The qWR star HD 45166 II. Fundamental parameters and evidence of a latitude-dependent wind
Groh, J. H., Oliveira, A. S., Steiner, J. E. 2008, A&A, 485, 245
The enigmatic object HD 45166 is a qWR star in a binary system with an orbital period of 1.596 day, and presents a rich emission-line spectrum in addition to absorption lines from the companion star (B7 V). As the system inclination is very small (i=0.77° ± 0.09°), HD 45166 is an ideal laboratory for wind-structure studies. The goal of the present paper is to determine the fundamental stellar and wind parameters of the qWR star. A radiative transfer model for the wind and photosphere of the qWR star was calculated using the non-LTE code CMFGEN. The wind asymmetry was also analyzed using a recently-developed version of CMFGEN to compute the emerging spectrum in two-dimensional geometry. The temporal-variance spectrum (TVS) was calculated to study the line-profile variations. Abundances and stellar and wind parameters of the qWR star were obtained.
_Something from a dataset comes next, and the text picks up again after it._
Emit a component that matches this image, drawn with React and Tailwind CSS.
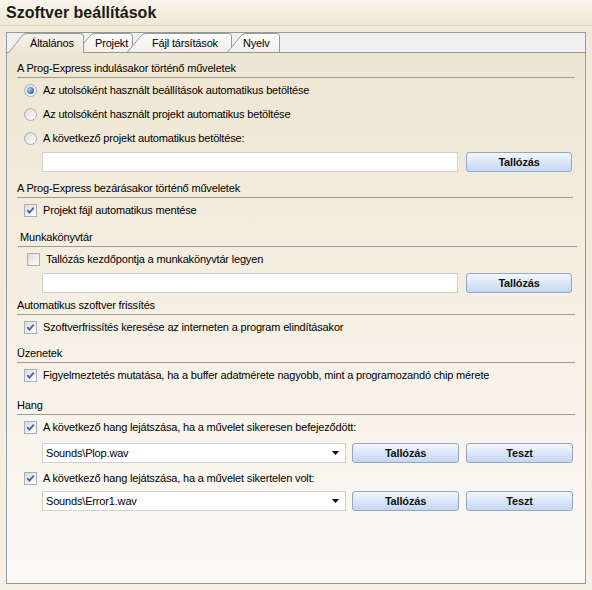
import { useState } from "react";

const tabs = [
  { label: "Általános", width: 76, ml: 1, pl: 22 },
  { label: "Projekt", width: 57, ml: -8, pl: 19 },
  { label: "Fájl társítások", width: 105, ml: -6, pl: 25 },
  { label: "Nyelv", width: 53, ml: -5, pl: 16 },
];

function TabShape({ width, height, selected, id }) {
  const dx = 14;
  const w = width - 0.5;
  const d = `M0.5 ${height} L${dx} 3 Q${dx + 1.5} 0.5 ${dx + 5} 0.5 L${w - 3} 0.5 Q${w} 0.5 ${w} 3 L${w} ${height}`;

  return (
    <svg
      className="absolute inset-0"
      width={width}
      height={height}
      viewBox={`0 0 ${width} ${height}`}
      aria-hidden="true"
    >
      <defs>
        <linearGradient id={id} x1="0" y1="0" x2="0" y2="1">
          <stop offset="0" stopColor={selected ? "#f6f2ea" : "#fdfcfa"} />
          <stop offset="1" stopColor={selected ? "#efe7d5" : "#f3f0e8"} />
        </linearGradient>
      </defs>
      <path d={`${d} Z`} fill={`url(#${id})`} />
      <path d={d} fill="none" stroke="#919b9c" strokeWidth="1" />
    </svg>
  );
}

function TabStrip({ active, onSelect }) {
  return (
    <div className="flex h-[20px] items-end border-b border-[#919b9c] bg-[#f0f0f0]">
      {tabs.map((tab, index) => {
        const selected = index === active;
        const height = selected ? 20 : 19;

        return (
          <button
            key={tab.label}
            type="button"
            onClick={() => onSelect(index)}
            style={{ width: tab.width, height, marginLeft: tab.ml, paddingLeft: tab.pl }}
            className={`relative flex shrink-0 items-center pt-[1px] text-left text-[11px] text-black ${
              selected ? "z-10 -mb-px" : ""
            }`}
          >
            <TabShape width={tab.width} height={height} selected={selected} id={`tab-${index}`} />
            <span className="relative whitespace-nowrap">{tab.label}</span>
          </button>
        );
      })}
    </div>
  );
}

function SectionHeader({ children, className = "" }) {
  return (
    <div className={`border-b border-[#a09d92] pb-[2px] leading-[14px] ${className}`}>
      {children}
    </div>
  );
}

function Radio({ checked }) {
  return (
    <span className="flex h-[13px] w-[13px] shrink-0 items-center justify-center rounded-full border border-[#a5aebb] bg-linear-to-br from-[#dcdbd4] to-white">
      {checked ? (
        <span className="h-[7px] w-[7px] rounded-full bg-[radial-gradient(circle_at_35%_35%,#a8d0f5,#2c5db3_75%)]" />
      ) : null}
    </span>
  );
}

function Check({ checked }) {
  return (
    <span className="flex h-[13px] w-[13px] shrink-0 items-center justify-center border border-[#a5aebb] bg-linear-to-br from-[#dcdbd4] to-white">
      {checked ? (
        <svg width="9" height="9" viewBox="0 0 9 9" aria-hidden="true">
          <path d="M1.2 4.2 L3.4 6.6 L7.8 1.6" fill="none" stroke="#4f63ab" strokeWidth="1.9" />
        </svg>
      ) : null}
    </span>
  );
}

function OptionRow({ control, children, className = "pl-[17px]" }) {
  return (
    <div className={`flex h-[24px] items-center gap-[6px] ${className}`}>
      {control}
      <span className="whitespace-nowrap">{children}</span>
    </div>
  );
}

function Button({ children, width }) {
  return (
    <button
      type="button"
      style={{ width }}
      className="h-[20px] shrink-0 rounded-[3px] border border-[#95a6bf] bg-linear-to-b from-[#f3f7fd] to-[#c4d7f3] text-[11px] font-bold text-[#111]"
    >
      {children}
    </button>
  );
}

function TextBox({ width, value = "" }) {
  return (
    <div
      style={{ width }}
      className="flex h-[20px] shrink-0 items-center border border-[#d2d0c8] bg-white px-[3px]"
    >
      {value}
    </div>
  );
}

function Select({ value }) {
  return (
    <div className="flex h-[20px] w-[304px] shrink-0 items-center justify-between border border-[#d2d0c8] bg-white pl-[3px] pr-[6px]">
      <span>{value}</span>
      <svg width="7" height="4" viewBox="0 0 7 4" aria-hidden="true">
        <path d="M0 0 H7 L3.5 4 Z" fill="#000" />
      </svg>
    </div>
  );
}

export default function App() {
  const [activeTab, setActiveTab] = useState(0);

  return (
    <div className="h-[590px] w-[592px] overflow-hidden bg-linear-to-b from-[#f1e9d8] to-[#f5efe4] font-['Liberation_Sans',Arial,sans-serif] text-[11px] tracking-[-0.17px] text-black">
      <div className="flex h-[26px] items-center border-b border-[#e4d9c3] bg-linear-to-b from-[#f9f5ec] to-[#f0e7d5] pl-[6px] pt-[1px] text-[16px] font-bold tracking-normal text-[#1a1a1a]">
        Szoftver beállítások
      </div>

      <div className="ml-[6px] mt-[6px] h-[552px] w-[580px] border border-[#919b9c] bg-linear-to-b from-[#eee5d1] to-[#fcfaf6]">
        <TabStrip active={activeTab} onSelect={setActiveTab} />

        <SectionHeader className="ml-[10px] mr-[10px] mt-[8px]">
          A Prog-Express indulásakor történő műveletek
        </SectionHeader>
        <OptionRow control={<Radio checked />}>
          Az utolsóként használt beállítások automatikus betöltése
        </OptionRow>
        <OptionRow control={<Radio />}>Az utolsóként használt projekt automatikus betöltése</OptionRow>
        <OptionRow control={<Radio />}>A következő projekt automatikus betöltése:</OptionRow>
        <div className="ml-[35px] mt-[2px] flex gap-[8px]">
          <TextBox width={416} />
          <Button width={106}>Tallózás</Button>
        </div>

        <SectionHeader className="ml-[10px] mr-[12px] mt-[9px]">
          A Prog-Express bezárásakor történő műveletek
        </SectionHeader>
        <OptionRow control={<Check checked />}>Projekt fájl automatikus mentése</OptionRow>

        <SectionHeader className="ml-[11px] mr-[8px] mt-[8px] pl-[2px]">Munkakönyvtár</SectionHeader>
        <OptionRow control={<Check />} className="pl-[20px]">
          Tallózás kezdőpontja a munkakönyvtár legyen
        </OptionRow>
        <div className="ml-[35px] mt-[2px] flex gap-[8px]">
          <TextBox width={416} />
          <Button width={106}>Tallózás</Button>
        </div>

        <SectionHeader className="ml-[10px] mr-[10px] mt-[5px]">
          Automatikus szoftver frissítés
        </SectionHeader>
        <OptionRow control={<Check checked />}>
          Szoftverfrissítés keresése az interneten a program elindításakor
        </OptionRow>

        <SectionHeader className="ml-[10px] mr-[10px] mt-[7px]">Üzenetek</SectionHeader>
        <OptionRow control={<Check checked />}>
          Figyelmeztetés mutatása, ha a buffer adatmérete nagyobb, mint a programozandó chip mérete
        </OptionRow>

        <SectionHeader className="ml-[10px] mr-[10px] mt-[11px]">Hang</SectionHeader>
        <OptionRow control={<Check checked />}>
          A következő hang lejátszása, ha a művelet sikeresen befejeződött:
        </OptionRow>
        <div className="ml-[35px] mt-[4px] flex">
          <Select value="Sounds\Plop.wav" />
          <div className="ml-[6px] flex gap-[7px]">
            <Button width={107}>Tallózás</Button>
            <Button width={107}>Teszt</Button>
          </div>
        </div>
        <OptionRow control={<Check checked />} className="mt-[3px] pl-[17px]">
          A következő hang lejátszása, ha a művelet sikertelen volt:
        </OptionRow>
        <div className="ml-[35px] mt-[1px] flex">
          <Select value="Sounds\Error1.wav" />
          <div className="ml-[6px] flex gap-[7px]">
            <Button width={107}>Tallózás</Button>
            <Button width={107}>Teszt</Button>
          </div>
        </div>
      </div>
    </div>
  );
}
The qWR star has an effective temperature of T_eff = 50 000 ± 2000 K, a luminosity of log (L/Lsun) = 3.75 ± 0.08, and a corresponding photospheric radius of R_phot = 1.00 Rsun. The star is helium-rich (N(H)/N(He) = 2.0), while the CNO abundances are anomalous when compared either to solar values, to planetary nebulae, or to WR stars. The mass-loss rate is Mdot= 2.2 × 10-7 Msun yr-1, and the wind terminal velocity is v∞=425 km s-1. The comparison between the observed line profiles and models computed under different latitude-dependent wind densities strongly suggests the presence of an oblate wind density enhancement, with a density contrast of at least 8:1 from equator to pole. If a high velocity polar wind is present ( 1200 km s-1), the minimum density contrast is reduced to 4:1. The wind parameters determined are unusual when compared to O-type stars or to typical WR stars. While for WR stars v∞/v_esc > 1.5, in the case of HD 45166 it is much smaller (v∞/v_esc = 0.32). In addition, the efficiency of momentum transfer is η=0.74, which is at least 4 times smaller than in a typical WR. We find evidence for the presence of a wind compression zone, since the equatorial wind density is significantly higher than the polar wind. The TVS supports the presence of such a latitude-dependent wind and a variable absorption/scattering gas near the equator.